Monday, July 21, 2014

Friday, July 18, 2014

Review: fabulous new CD of Dring songs

"Songs of Madeline Dring," released in 2013 by Cambria, features mezzo-soprano Wanda Brister, tenor Stanford Olsen, and Timothy Hoekman, piano. Dring, a British composer who studied composition with Vaughan Williams and Herbert Howells and orchestration with Gordon Jacob, only published four songs during her short lifetime. Her husband Roger Lord, principal oboist of the London Symphony Orchestra for over 30 years, championed her work, even transcribing some pieces by hand. Slowly, they have become part of the standard repertoire, and are well worth the wait. 

This two-CD set compiles all of Dring's songs and presents them largely in the order in which they were composed. Interestingly enough, the poetry is largely from the 15th and 16th centuries, ranging from well-known Shakespeare texts to Herrick. The notable exception are the Five Betjeman Songs and Four Night Songs, set to text by John Betjaman and Michael Armstrong, respectively.

Brister's mezzo-soprano is both clear and warm, with a lovely lyrical quality all too often missing in lower voices. Limpid tones are the hallmark of her middle voice, and bright, easy top notes are a welcome surprise, particularly in "I feed a flame." The cabaret song "Snowman" was actually written for Dring herself, and is charmingly composed and sung. "Song of a Nightclub Proprietress" from Five Betjeman Songs has hints of her cabaret style as well.

One of the standard-bearers of the lyric tenor repertory, Olsen's singing is a delight in every way.
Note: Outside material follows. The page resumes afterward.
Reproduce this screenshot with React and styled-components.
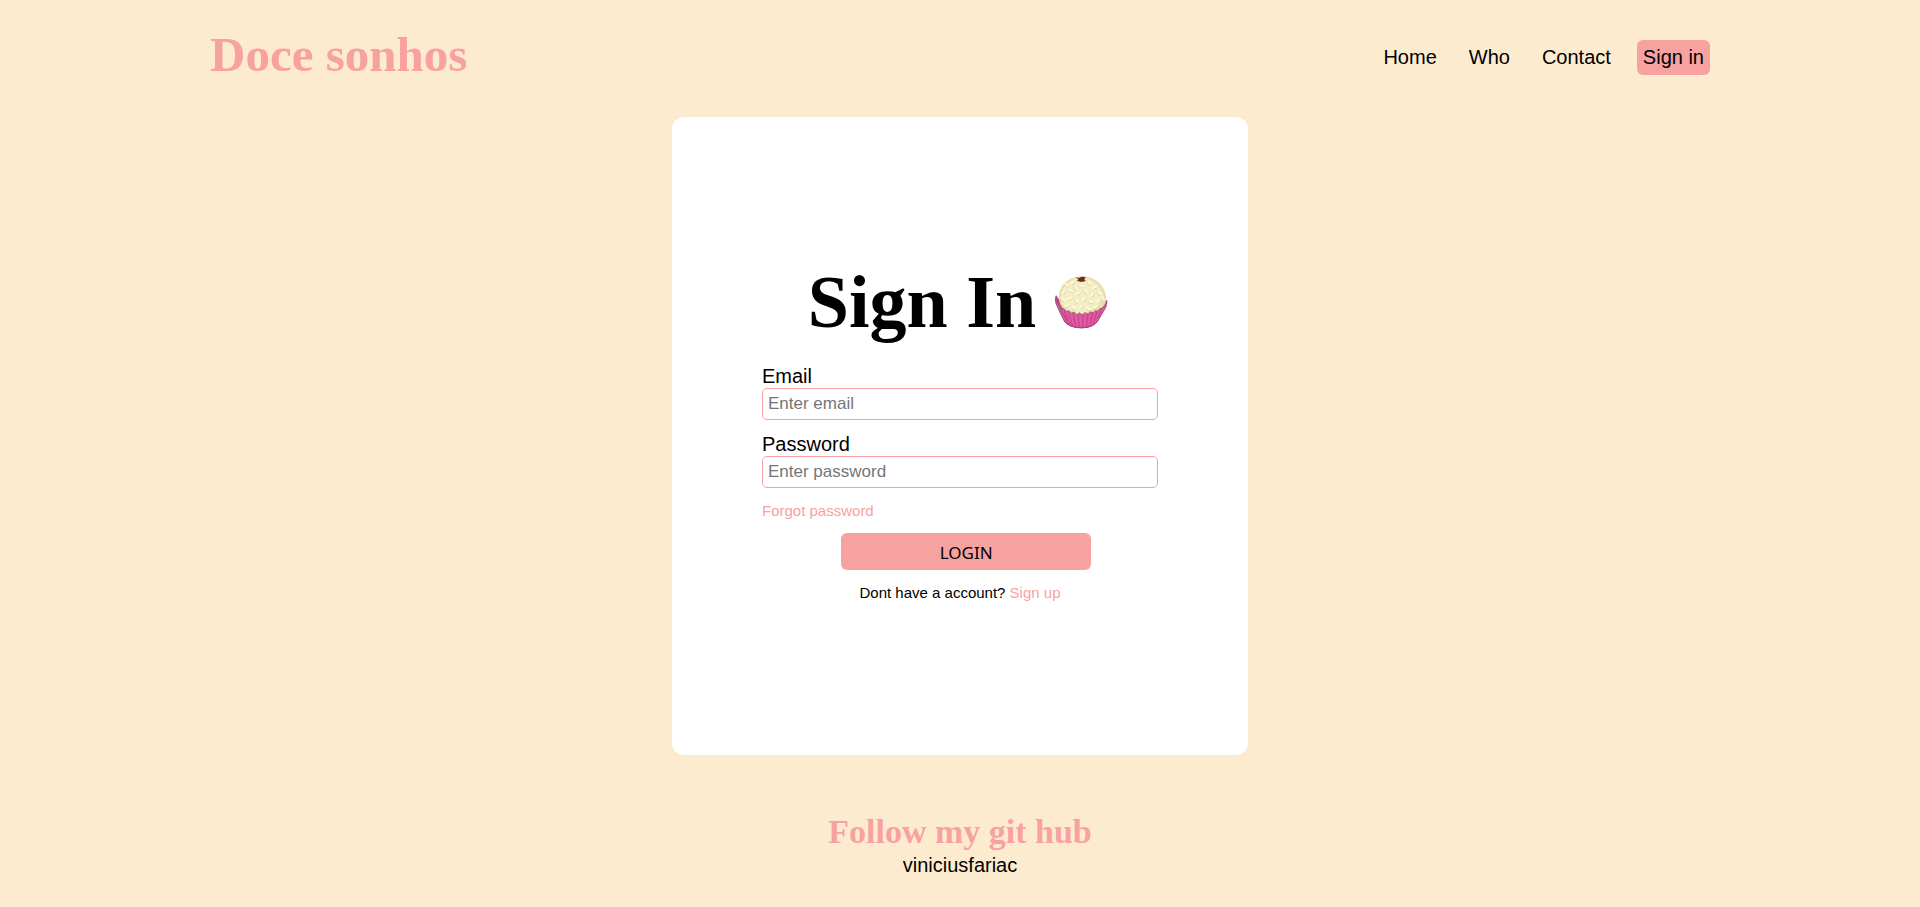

Perfectly balanced and with an uncanny immediacy of text, his affinity for the music of Britten and English poetry serves this repertoire well. His "Melisande" is particularly haunting, and "To Phillis" is brilliantly engaging.

Hoekman's collaborative work at the piano is outstanding. Here is true partnership between singer and pianist. A seemingly endless variety of colors and dynamics are at his disposal, and there is an admirable synergy between him and both singers.

The liner notes, written by Brister, reveal her scholarship and depth of research on Dring. Having corresponded with many from Dring's past and having been given access to a great deal of her letters and diaries, she is a primary source on the composer.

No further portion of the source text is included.